Initial capacity was at over 107,000 people, but over time has decreased very slightly to just around 105,000. Azteca boasts a huge number of private boxes for corporate clients – 856 in total, one of the largest premium zones at any venue globally. Records for various disciplines were set here, like American football (120,000) or boxing (132 247). The latter one still stands as an all-time high for Azteca.

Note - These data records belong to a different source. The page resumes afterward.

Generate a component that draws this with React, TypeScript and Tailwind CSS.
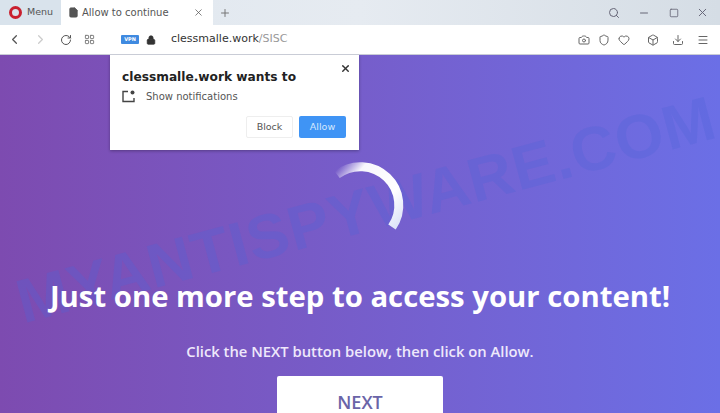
import { ChevronLeft, ChevronRight, RotateCw, LayoutGrid, Search, Minus, Square, X, Plus, Camera, Shield, Heart, Box, Download, Menu, FileText, Lock } from "lucide-react";

function Spinner() {
  return (
    <svg width="90" height="90" viewBox="0 0 90 90" fill="none">
      <defs>
        <linearGradient id="spin" x1="18" y1="16" x2="80" y2="70" gradientUnits="userSpaceOnUse">
          <stop offset="0" stopColor="#fff" stopOpacity="0" />
          <stop offset="0.22" stopColor="#fff" stopOpacity="0.95" />
          <stop offset="0.7" stopColor="#fff" />
          <stop offset="1" stopColor="#dfe4f8" />
        </linearGradient>
      </defs>
      <path d="M22 16.5 A38.5 38.5 0 0 1 77 69" stroke="url(#spin)" strokeWidth="9" />
    </svg>
  );
}

export default function App() {
  return (
    <div className="flex h-[413px] w-[720px] flex-col overflow-hidden bg-white font-['DejaVu_Sans',sans-serif]">
      {/* tab strip */}
      <div className="flex h-[25px] items-center bg-gradient-to-r from-[#dfe7ef] via-[#e6ebf1] to-[#d5dde5] text-[#555]">
        <div className="flex h-full w-[61px] items-center gap-[5px] bg-[#d9e3ec] pl-[9px] text-[9.5px]">
          <span className="h-[13px] w-[13px] rounded-full border-[3.5px] border-[#c9202f]" />
          <span>Menu</span>
        </div>
        <div className="flex h-full w-[152px] items-center bg-white pl-[7px] pr-[9px] text-[10px]">
          <FileText size={11} className="fill-[#555] text-[#555]" />
          <span className="ml-[3px] flex-1">Allow to continue</span>
          <X size={11} strokeWidth={1.6} />
        </div>
        <Plus size={12} className="ml-[6px] text-[#777]" />
        <div className="ml-auto flex items-center pr-[11px] text-[#667]">
          <Search size={12} strokeWidth={2} />
          <Minus size={12} className="ml-[18px]" />
          <Square size={10} strokeWidth={2} className="ml-[19px]" />
          <X size={13} strokeWidth={1.8} className="ml-[17px]" />
        </div>
      </div>
      {/* address bar */}
      <div className="relative flex h-[29px] items-center bg-white pl-[7px] pr-[11px] text-[#555]">
        <ChevronLeft size={15} />
        <ChevronRight size={15} className="ml-[11px] text-[#ccc]" />
        <RotateCw size={12} className="ml-[12px]" />
        <LayoutGrid size={11} className="ml-[12px] text-[#777]" />
        <span className="ml-[26px] flex h-[9px] w-[18px] items-center justify-center rounded-[1px] bg-[#3f8ae0] text-[5px] font-bold text-white">VPN</span>
        <Lock size={10} className="ml-[7px] fill-[#333] text-[#333]" />
        <span className="ml-[15px] text-[11px] font-medium text-[#333]">
          clessmalle.work<span className="font-normal text-[#999]">/SISC</span>
        </span>
        <div className="ml-auto flex items-center text-[#666]">
          <Camera size={12} />
          <Shield size={12} className="ml-[8px]" />
          <Heart size={12} className="ml-[8px]" />
          <Box size={12} className="ml-[17px]" />
          <Download size={12} className="ml-[13px]" />
          <Menu size={12} className="ml-[13px]" />
        </div>
      </div>
      <div className="h-px bg-[#c9ccd6]" />
      {/* page */}
      <div className="relative flex flex-1 flex-col items-center overflow-hidden bg-gradient-to-r from-[#7d4bb0] to-[#6b6fe6] pt-[103px]">
        <div className="absolute left-[-14px] top-[108px] w-[760px] -rotate-[15deg] whitespace-nowrap text-center font-['Liberation_Sans',sans-serif] text-[62px] font-bold tracking-[1px] text-[#4f62d8]/30">
          MYANTISPYWARE.COM
        </div>
        <div className="absolute left-[110px] top-0 w-[249px] bg-white px-[12px] pb-[12px] pt-[13px] shadow-[0_1px_3px_rgba(0,0,0,0.3)]">
          <X size={11} strokeWidth={3} className="absolute right-[8px] top-[8px] text-[#333]" />
          <div className="text-[12.2px] font-bold leading-[18px] text-[#222]">clessmalle.work wants to</div>
          <div className="mt-[3px] flex items-center gap-[11px] text-[10px] text-[#555]">
            <svg width="13" height="13" viewBox="0 0 13 13" fill="none" stroke="#444" strokeWidth="1.4">
              <path d="M6 1.5H1v10h11V8" />
              <circle cx="10.5" cy="2.5" r="2" fill="#444" stroke="none" />
            </svg>
            <span>Show notifications</span>
          </div>
          <div className="mt-[12px] flex justify-end gap-[6px] pr-px text-[9.5px]">
            <span className="flex h-[22px] w-[47px] items-center justify-center rounded-[2px] border border-[#eee] text-[#555]">Block</span>
            <span className="flex h-[22px] w-[47px] items-center justify-center rounded-[2px] bg-[#3f94f5] text-[#d5e8fd]">Allow</span>
          </div>
        </div>
        <div className="relative">
          <Spinner />
        </div>
        <h1 className="relative mt-[28px] whitespace-nowrap font-['Open_Sans',sans-serif] text-[29.3px] font-bold leading-[40px] text-white">
          Just one more step to access your content!
        </h1>
        <p className="relative mt-[25px] whitespace-nowrap font-['Open_Sans',sans-serif] text-[14.8px] font-semibold leading-[20px] text-[#eee8fb]">
          Click the NEXT button below, then click on Allow.
        </p>
        <div className="relative mt-[15px] flex h-[60px] w-[166px] shrink-0 justify-center rounded-[2px] bg-white pt-[13px] font-['Open_Sans',sans-serif] text-[18px] font-semibold text-[#6a64a8]">
          NEXT
        </div>
      </div>
    </div>
  );
}
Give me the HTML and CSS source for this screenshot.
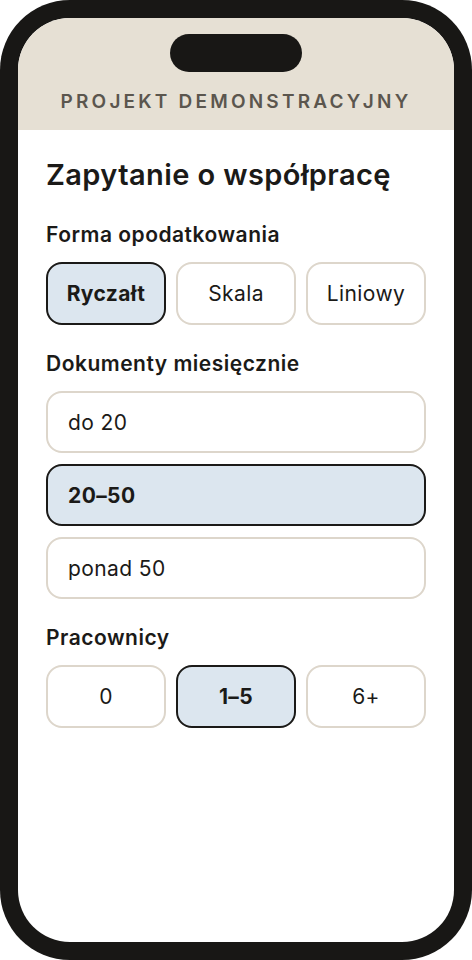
FILE: index.html
```html
<!DOCTYPE html>
<html lang="pl">
<head>
    <meta charset="UTF-8">
    <meta name="viewport" content="width=device-width, initial-scale=1.0">
    <title>Zapytanie o współpracę</title>
    <link rel="stylesheet" href="styles.css">
</head>
<body>
    <div class="phone">
        <div class="screen">
            <!-- Top bar with camera cutout -->
            <div class="topbar">
                <div class="island"></div>
                <div class="project-name">Projekt demonstracyjny</div>
            </div>

            <div class="content">
                <h1>Zapytanie o współpracę</h1>

                <div class="group">
                    <h2>Forma opodatkowania</h2>
                    <div class="choices">
                        <button class="choice active">Ryczałt</button>
                        <button class="choice">Skala</button>
                        <button class="choice">Liniowy</button>
                    </div>
                </div>

                <div class="group">
                    <h2>Dokumenty miesięcznie</h2>
                    <div class="list">
                        <button class="choice wide">do 20</button>
                        <button class="choice wide active">20–50</button>
                        <button class="choice wide">ponad 50</button>
                    </div>
                </div>

                <div class="group">
                    <h2>Pracownicy</h2>
                    <div class="choices">
                        <button class="choice">0</button>
                        <button class="choice active">1–5</button>
                        <button class="choice">6+</button>
                    </div>
                </div>
            </div>
        </div>
    </div>

    <script>
        // only one option per group can be picked
        document.querySelectorAll('.group').forEach(function(group) {
            group.querySelectorAll('.choice').forEach(function(btn) {
                btn.addEventListener('click', function() {
                    group.querySelectorAll('.choice').forEach(function(b) {
                        b.classList.remove('active');
                    });
                    btn.classList.add('active');
                });
            });
        });
    </script>
</body>
</html>
```

FILE: styles.css
```css
/* Page and phone frame */
body {
    margin: 0;
    background: #ffffff;
    font-family: 'Inter', 'Noto Sans', sans-serif;
    color: #1b1a18;
}

.phone {
    width: 472px;
    height: 960px;
    box-sizing: border-box;
    padding: 18px;
    background: #181715;
    border-radius: 70px;
}

.screen {
    height: 100%;
    background: #ffffff;
    border-radius: 52px;
    overflow: hidden;
}

/* Header strip */
.topbar {
    height: 112px;
    box-sizing: border-box;
    padding-top: 16px;
    background: #e6e0d4;
    display: flex;
    flex-direction: column;
    align-items: center;
}

.island {
    width: 132px;
    height: 38px;
    border-radius: 19px;
    background: #181715;
}

.project-name {
    margin-top: 18px;
    font-size: 19px;
    line-height: 24px;
    font-weight: 600;
    letter-spacing: 3.2px;
    text-transform: uppercase;
    color: #5b564e;
}

/* Form */
.content {
    padding: 28px 28px 0;
}

h1 {
    margin: 0;
    font-size: 29px;
    line-height: 34px;
    font-weight: 600;
    letter-spacing: 0.4px;
}

.group {
    margin-top: 26px;
}

h1 + .group {
    margin-top: 30px;
}

h2 {
    margin: 0 0 14px;
    font-size: 21px;
    line-height: 26px;
    font-weight: 600;
    letter-spacing: 0.5px;
}

.choices {
    display: grid;
    grid-template-columns: repeat(3, 1fr);
    gap: 10px;
}

.list {
    display: flex;
    flex-direction: column;
    gap: 11px;
}

.choice {
    height: 63px;
    border: 2px solid #ddd6cb;
    border-radius: 16px;
    background: #ffffff;
    font-family: inherit;
    font-size: 21px;
    font-weight: 400;
    letter-spacing: 0.4px;
    color: #1b1a18;
    cursor: pointer;
}

.choice.wide {
    height: 62px;
    text-align: left;
    padding: 0 20px;
}

.choice.active {
    background: #dce6ef;
    border-color: #1b1a18;
    font-weight: 700;
}
```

National stadium of Mexico, despite shorter history than many other iconic stadiums, has an immense portfolio for large scale events. Two World Cups and their finals (1970, 1986) and other tournaments: Summer Olympics (1968), Panamerican Games (1975), FIFA Confederations Cup, Gold Cup, Copa Libertadores and hundreds of Mexican football games. Over the years a total of 6 clubs took tenancy of the ground with only the Club América remaining here permanently since 1966.
Apart from sporting events huge concerts were also hosted by Azteca, with the 5-night series by Michael Jackson in 1993 that brought a total of 550,000 people to the stadium. Other performers managed to fill it over the years, as did pope John Paul II in 1999.
Interestingly, the stadium is neither public property, nor is it operated by a sports association. The owner is Televisa media group, one that changed its official name in 1997 to honour its deceased president. However there was a second reason – Estadio Azteca was similar to TV Azteca, Televisa’s competition. So the name change was widely protested and the owner returned to the ‘proper’ naming after a decade.